Copy out all lines carrying the word "TypeScript".
============
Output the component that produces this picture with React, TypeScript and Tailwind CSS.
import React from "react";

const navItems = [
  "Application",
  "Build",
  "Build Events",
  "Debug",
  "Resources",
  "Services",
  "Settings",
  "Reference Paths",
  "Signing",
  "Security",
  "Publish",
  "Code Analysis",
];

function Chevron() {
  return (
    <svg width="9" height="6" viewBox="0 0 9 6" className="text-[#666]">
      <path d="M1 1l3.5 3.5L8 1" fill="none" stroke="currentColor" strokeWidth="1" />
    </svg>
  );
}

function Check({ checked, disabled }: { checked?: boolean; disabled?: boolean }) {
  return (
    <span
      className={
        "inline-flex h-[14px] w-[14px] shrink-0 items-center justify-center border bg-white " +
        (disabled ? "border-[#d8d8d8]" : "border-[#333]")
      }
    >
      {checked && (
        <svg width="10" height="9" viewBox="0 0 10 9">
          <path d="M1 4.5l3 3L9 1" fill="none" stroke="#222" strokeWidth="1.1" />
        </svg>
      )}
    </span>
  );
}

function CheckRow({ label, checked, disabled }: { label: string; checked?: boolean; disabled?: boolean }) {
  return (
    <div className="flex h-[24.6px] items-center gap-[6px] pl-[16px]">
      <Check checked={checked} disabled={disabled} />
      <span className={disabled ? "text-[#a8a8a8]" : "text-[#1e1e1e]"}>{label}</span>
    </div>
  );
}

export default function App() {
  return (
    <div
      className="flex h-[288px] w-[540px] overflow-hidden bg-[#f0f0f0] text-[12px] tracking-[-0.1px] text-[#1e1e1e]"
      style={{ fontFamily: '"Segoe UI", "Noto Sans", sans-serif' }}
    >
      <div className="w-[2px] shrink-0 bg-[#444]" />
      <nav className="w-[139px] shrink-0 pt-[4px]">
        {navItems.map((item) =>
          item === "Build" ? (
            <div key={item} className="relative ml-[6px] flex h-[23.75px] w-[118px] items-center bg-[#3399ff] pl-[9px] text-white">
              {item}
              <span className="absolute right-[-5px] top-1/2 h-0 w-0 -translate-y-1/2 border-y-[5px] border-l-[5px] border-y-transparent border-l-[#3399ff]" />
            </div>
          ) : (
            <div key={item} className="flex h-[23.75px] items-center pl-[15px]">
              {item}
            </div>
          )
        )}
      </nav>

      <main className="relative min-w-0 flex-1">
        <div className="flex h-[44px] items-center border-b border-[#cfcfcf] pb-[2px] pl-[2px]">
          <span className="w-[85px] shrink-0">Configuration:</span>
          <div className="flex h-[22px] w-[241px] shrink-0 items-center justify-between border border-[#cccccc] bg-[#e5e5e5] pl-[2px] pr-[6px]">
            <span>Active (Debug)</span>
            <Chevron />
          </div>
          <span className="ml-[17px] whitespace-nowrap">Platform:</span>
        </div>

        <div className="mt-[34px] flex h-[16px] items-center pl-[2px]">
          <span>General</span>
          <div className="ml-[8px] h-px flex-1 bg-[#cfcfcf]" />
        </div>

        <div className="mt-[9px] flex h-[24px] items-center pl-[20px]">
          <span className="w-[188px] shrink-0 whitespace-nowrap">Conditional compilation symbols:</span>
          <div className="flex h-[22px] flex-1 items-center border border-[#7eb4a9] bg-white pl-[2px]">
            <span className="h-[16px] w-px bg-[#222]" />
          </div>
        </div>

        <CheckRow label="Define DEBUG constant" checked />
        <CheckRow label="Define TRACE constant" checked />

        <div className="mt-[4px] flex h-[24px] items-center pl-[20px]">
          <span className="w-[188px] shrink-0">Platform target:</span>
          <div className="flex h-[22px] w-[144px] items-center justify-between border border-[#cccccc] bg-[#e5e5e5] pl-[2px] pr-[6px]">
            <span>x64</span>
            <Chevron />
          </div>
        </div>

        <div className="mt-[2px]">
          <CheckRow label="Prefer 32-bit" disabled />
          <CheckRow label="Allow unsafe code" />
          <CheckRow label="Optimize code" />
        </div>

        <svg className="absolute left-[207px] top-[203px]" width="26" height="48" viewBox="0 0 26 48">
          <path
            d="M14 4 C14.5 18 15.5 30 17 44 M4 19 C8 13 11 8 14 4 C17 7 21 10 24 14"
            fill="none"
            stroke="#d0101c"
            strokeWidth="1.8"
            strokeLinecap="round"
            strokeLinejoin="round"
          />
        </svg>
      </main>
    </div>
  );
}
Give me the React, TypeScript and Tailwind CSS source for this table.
============
• [Result of this task]
Output the component that produces this picture with React, TypeScript and Tailwind CSS.
Give me the React, TypeScript and Tailwind CSS source for this table.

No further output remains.